══ Supplied data

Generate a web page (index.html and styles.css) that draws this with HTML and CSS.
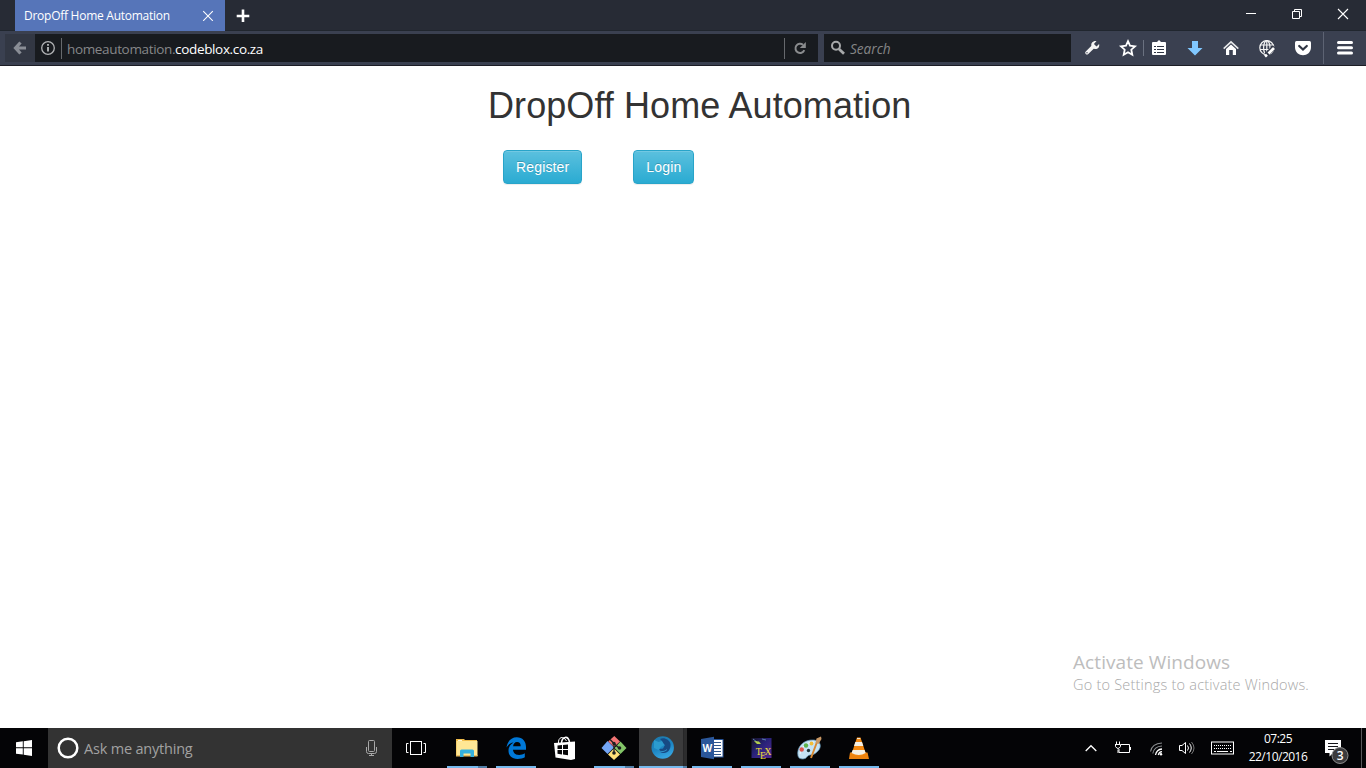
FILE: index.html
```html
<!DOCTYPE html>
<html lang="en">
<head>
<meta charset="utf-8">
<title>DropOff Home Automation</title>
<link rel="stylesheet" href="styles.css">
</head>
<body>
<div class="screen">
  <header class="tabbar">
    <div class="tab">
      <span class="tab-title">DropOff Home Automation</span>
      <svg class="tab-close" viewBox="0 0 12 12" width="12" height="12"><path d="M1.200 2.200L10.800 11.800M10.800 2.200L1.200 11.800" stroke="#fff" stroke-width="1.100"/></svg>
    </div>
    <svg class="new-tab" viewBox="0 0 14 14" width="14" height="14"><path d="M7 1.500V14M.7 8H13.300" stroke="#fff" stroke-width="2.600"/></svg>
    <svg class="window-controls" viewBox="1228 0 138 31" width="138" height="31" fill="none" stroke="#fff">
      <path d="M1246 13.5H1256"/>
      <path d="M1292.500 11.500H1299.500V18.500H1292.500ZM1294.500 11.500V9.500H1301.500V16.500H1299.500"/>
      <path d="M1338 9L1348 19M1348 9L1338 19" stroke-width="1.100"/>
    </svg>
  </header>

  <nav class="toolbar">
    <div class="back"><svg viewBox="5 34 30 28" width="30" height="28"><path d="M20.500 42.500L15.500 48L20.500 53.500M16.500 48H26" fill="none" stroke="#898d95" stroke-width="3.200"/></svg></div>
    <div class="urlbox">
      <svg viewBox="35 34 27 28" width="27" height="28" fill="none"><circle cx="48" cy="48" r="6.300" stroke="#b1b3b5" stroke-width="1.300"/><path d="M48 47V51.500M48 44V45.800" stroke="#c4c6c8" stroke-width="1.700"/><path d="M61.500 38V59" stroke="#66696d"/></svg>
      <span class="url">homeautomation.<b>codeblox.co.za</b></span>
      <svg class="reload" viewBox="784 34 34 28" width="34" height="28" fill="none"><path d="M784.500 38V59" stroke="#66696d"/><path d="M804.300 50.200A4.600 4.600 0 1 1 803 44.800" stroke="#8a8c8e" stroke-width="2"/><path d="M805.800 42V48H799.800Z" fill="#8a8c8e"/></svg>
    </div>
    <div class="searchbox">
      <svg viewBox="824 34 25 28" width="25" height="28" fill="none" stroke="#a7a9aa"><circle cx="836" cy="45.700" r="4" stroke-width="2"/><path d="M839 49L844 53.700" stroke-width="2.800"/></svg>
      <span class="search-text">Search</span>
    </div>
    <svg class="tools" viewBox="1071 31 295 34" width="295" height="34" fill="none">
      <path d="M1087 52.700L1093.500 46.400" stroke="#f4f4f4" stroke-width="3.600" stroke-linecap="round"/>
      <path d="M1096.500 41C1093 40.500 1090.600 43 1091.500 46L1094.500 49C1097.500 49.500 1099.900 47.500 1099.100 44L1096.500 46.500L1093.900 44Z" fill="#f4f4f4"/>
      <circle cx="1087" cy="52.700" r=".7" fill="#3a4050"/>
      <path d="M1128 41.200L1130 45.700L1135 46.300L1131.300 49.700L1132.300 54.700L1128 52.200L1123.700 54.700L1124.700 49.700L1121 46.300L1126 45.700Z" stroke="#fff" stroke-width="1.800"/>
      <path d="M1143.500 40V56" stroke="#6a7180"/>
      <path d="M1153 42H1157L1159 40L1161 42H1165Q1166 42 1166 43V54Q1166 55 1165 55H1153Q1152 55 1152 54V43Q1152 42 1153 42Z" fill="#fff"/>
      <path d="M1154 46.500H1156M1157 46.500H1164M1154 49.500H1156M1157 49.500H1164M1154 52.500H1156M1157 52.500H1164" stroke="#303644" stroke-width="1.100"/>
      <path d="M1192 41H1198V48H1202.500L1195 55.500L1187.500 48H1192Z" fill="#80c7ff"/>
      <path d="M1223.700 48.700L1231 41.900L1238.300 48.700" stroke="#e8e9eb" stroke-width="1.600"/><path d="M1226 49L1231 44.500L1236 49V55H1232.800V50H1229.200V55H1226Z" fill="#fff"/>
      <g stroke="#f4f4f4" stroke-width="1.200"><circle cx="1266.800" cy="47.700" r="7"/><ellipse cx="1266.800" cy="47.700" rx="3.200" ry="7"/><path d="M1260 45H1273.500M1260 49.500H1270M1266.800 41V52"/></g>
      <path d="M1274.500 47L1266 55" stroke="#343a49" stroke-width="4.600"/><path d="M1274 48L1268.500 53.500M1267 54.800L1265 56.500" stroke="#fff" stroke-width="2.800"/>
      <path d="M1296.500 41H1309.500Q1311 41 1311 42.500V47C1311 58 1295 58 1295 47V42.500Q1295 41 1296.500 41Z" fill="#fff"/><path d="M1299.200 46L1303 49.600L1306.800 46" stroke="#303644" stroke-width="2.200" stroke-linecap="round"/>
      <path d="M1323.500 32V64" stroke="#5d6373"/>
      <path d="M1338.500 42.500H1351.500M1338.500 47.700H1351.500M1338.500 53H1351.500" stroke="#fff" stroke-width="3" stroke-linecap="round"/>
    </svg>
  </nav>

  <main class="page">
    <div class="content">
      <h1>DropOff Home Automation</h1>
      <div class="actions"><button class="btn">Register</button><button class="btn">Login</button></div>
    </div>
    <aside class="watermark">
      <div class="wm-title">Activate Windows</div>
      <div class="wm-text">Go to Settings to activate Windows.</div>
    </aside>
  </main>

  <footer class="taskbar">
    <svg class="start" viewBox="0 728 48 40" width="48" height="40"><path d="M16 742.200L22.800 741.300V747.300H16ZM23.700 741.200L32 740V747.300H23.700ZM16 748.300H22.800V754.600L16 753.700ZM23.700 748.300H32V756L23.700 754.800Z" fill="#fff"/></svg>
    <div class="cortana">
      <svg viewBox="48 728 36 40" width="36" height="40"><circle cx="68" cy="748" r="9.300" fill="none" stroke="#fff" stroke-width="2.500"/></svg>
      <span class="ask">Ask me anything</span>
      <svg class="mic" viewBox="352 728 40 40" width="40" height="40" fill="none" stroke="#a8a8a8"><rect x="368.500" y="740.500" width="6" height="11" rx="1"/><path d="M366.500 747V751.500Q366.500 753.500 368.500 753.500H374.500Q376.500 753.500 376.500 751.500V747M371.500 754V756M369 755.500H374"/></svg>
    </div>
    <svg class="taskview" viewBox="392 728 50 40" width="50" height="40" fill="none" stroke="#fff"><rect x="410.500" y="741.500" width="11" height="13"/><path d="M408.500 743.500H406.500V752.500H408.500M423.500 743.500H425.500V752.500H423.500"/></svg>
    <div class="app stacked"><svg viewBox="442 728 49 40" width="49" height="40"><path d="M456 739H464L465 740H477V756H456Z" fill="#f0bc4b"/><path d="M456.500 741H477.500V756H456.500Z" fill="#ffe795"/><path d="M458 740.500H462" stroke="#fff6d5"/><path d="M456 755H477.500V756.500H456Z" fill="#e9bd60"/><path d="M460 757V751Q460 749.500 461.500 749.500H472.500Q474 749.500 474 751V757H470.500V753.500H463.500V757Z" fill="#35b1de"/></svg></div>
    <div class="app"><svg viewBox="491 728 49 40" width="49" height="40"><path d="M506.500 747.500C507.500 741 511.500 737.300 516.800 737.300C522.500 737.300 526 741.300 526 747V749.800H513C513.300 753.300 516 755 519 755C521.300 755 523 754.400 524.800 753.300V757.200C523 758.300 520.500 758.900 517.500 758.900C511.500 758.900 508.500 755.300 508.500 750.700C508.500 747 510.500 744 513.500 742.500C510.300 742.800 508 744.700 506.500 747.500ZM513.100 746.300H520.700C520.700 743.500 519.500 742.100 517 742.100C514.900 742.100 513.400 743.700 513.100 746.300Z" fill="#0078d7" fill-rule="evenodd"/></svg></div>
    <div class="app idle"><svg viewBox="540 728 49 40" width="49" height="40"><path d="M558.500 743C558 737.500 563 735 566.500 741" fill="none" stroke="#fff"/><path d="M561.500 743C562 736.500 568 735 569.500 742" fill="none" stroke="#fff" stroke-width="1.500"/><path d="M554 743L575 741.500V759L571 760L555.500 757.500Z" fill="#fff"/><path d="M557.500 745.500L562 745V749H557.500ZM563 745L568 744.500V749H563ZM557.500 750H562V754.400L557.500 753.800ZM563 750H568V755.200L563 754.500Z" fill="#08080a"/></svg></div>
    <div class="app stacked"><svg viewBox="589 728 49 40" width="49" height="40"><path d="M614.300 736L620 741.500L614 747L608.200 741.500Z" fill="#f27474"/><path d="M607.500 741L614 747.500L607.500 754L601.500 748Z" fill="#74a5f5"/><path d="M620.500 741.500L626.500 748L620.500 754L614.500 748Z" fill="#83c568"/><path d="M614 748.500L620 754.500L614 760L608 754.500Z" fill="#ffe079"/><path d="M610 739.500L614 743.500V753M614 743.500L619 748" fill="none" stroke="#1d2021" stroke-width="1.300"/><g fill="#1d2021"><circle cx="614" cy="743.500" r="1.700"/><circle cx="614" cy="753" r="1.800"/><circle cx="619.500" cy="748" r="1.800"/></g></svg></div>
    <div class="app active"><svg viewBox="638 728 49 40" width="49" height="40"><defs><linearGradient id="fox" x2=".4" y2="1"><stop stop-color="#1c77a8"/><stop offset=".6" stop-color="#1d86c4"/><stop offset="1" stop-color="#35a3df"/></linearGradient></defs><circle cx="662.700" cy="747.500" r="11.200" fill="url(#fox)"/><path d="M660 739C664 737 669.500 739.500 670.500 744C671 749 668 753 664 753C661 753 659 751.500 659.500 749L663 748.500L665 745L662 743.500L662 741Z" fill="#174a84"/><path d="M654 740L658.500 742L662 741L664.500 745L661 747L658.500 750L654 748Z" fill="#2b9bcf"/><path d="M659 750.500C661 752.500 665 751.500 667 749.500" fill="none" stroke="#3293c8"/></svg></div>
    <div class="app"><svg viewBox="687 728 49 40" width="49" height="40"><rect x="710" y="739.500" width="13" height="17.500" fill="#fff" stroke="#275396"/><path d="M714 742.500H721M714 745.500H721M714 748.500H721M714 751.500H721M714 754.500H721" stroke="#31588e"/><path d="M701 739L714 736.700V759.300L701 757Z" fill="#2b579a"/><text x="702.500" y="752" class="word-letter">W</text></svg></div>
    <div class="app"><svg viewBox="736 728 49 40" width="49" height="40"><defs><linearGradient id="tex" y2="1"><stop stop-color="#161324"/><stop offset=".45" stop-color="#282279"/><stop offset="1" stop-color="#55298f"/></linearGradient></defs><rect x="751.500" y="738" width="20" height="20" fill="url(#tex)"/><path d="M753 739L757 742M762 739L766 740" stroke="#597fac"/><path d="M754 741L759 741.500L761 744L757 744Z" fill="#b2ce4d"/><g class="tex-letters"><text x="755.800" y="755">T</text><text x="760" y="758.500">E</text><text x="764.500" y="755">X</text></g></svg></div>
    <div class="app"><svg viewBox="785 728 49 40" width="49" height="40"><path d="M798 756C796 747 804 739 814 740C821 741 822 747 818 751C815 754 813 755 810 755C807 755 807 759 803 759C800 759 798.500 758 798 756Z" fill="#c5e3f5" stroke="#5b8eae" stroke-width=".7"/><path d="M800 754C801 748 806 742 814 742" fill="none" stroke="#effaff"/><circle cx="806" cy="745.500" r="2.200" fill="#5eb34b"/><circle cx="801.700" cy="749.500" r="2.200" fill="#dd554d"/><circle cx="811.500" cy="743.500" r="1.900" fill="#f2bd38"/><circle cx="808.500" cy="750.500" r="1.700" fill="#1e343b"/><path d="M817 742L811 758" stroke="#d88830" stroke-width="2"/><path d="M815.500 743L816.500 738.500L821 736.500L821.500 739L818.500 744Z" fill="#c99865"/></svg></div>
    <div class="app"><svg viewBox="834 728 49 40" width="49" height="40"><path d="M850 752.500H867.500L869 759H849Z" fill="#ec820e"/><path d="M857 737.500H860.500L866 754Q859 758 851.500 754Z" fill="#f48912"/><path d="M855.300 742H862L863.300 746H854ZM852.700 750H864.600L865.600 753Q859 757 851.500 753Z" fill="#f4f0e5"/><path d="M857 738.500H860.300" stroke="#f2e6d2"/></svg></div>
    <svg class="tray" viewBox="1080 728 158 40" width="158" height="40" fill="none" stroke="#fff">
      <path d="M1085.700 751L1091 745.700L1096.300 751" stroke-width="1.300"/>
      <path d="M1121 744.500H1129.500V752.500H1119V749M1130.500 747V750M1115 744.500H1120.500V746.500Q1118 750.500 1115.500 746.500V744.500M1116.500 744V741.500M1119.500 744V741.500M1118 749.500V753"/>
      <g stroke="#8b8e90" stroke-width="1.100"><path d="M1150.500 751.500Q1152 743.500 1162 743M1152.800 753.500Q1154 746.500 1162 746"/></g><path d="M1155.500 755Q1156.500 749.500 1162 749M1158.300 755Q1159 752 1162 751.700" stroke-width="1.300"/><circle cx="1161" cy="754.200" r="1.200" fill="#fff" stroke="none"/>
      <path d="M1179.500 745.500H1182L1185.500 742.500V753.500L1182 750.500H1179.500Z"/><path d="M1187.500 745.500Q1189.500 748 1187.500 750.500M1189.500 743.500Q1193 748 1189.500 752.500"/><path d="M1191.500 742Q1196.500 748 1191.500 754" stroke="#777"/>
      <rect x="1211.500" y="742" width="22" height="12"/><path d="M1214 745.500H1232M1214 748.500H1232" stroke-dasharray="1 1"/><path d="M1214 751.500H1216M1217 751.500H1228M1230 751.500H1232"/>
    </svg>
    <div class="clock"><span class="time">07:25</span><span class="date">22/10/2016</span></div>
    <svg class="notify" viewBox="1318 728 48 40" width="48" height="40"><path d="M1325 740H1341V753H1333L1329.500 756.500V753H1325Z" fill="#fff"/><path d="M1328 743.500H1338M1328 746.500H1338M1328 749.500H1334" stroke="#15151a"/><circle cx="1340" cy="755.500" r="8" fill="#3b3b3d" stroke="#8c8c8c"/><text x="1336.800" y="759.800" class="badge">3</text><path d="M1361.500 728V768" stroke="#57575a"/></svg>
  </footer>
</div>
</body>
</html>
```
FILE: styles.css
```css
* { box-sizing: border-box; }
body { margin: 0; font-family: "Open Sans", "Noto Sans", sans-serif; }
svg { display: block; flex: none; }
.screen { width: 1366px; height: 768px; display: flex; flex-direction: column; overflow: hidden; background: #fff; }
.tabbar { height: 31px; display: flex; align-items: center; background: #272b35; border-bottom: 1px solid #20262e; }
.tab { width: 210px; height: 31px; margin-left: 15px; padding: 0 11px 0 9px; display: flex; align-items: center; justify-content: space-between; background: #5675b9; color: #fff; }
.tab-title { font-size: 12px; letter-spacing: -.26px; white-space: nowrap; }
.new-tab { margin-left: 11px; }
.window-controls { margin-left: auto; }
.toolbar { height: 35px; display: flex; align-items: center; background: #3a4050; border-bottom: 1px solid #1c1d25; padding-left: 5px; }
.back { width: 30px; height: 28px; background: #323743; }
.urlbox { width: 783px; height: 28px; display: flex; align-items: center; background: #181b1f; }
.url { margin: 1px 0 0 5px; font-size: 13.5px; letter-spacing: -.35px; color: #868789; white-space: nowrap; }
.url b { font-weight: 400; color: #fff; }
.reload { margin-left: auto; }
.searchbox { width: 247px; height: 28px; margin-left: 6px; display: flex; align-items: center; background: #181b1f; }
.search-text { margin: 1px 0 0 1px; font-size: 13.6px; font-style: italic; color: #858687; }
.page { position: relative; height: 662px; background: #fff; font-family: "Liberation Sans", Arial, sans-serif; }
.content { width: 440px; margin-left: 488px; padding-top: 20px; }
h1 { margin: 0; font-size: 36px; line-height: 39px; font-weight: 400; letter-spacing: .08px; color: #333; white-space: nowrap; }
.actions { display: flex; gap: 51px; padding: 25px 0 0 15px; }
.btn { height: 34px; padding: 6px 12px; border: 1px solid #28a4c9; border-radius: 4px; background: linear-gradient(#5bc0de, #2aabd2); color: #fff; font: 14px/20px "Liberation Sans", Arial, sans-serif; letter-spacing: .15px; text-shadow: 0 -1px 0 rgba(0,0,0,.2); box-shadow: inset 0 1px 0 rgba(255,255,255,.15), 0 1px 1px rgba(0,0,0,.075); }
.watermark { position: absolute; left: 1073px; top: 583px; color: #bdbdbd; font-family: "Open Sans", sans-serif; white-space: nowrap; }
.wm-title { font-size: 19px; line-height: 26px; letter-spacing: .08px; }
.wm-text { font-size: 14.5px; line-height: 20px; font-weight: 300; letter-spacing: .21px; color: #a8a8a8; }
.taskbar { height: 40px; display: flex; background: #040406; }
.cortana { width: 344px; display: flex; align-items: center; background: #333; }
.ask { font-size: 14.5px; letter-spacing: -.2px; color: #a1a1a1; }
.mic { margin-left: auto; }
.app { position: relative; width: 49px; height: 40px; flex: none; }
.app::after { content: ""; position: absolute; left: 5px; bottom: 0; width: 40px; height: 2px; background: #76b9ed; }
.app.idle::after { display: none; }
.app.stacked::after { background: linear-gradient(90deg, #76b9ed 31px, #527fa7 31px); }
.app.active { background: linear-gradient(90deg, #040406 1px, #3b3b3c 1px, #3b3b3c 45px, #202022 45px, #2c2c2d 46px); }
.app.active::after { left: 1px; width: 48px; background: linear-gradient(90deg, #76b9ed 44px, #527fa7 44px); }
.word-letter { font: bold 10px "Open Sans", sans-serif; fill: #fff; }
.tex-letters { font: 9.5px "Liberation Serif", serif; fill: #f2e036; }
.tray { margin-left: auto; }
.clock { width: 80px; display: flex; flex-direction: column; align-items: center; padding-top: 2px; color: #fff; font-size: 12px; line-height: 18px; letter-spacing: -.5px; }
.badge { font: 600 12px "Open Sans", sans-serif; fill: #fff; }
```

════

The exercise:
Scan the material above for the string "index" and report each line where you find it.

Output below:
Generate a web page (index.html and styles.css) that draws this with HTML and CSS.
FILE: index.html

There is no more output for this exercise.